Caroline Langdale hooked the 30.5-inch brown on the South Fork of the Snake River on 30 May, fishing with guide Ed Emory of the South Fork Lodge. Idaho Fish and Game certified it this month as the state's new catch-and-release record, nudging past the old benchmark of 30 inches that Chase Nelson set on the Snake River in October 2016.
A rubber-legs nymph did the trick, and the battle ran roughly ten minutes. Langdale suspected quickly that this was no ordinary fish, but it was her guide who confirmed it. "No Caroline, this is a huge fish," Emory told her as the trout rolled into view.
"We were both in such shock that neither of us said anything for awhile," Langdale said. The size only registered once she had it in hand. "It was as big around as my thigh," she said. "She was big enough to swallow both of my hands."
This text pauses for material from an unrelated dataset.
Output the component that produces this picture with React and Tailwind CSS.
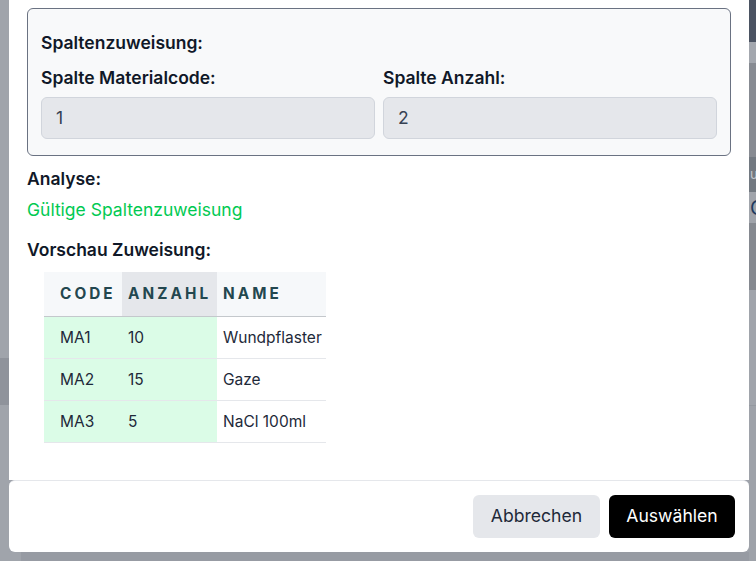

The morning had delivered before the record even appeared. "My trip was already made in the first 5 minutes when Ed rowed us back upstream from the put-in to a special hole where I caught a 21-inch hybrid rainbow," Langdale said. Backing that up with a fish of a lifetime set the lodge alight. "Everyone there was just genuinely so excited for me," she said.
Idaho Fish and Game's survey figures show just how rare the catch is. The agency has netted more than 57,600 brown trout on the South Fork since it began monitoring in 1986. "In all those years, surveys have documented only four brown trout over 30 inches," it said. "In other words, of all the brown trout captured during surveys, only 0.007% ever exceed 30 inches — that we know of."
Crucially, the mark falls in Idaho's catch-and-release category, kept separate from the certified-weight records that require a fish to be killed and weighed on approved scales. With a trout this uncommon, letting it go is the whole point — it is back in the South Fork, free to spawn again and, for whoever finds it next, to grow bigger still.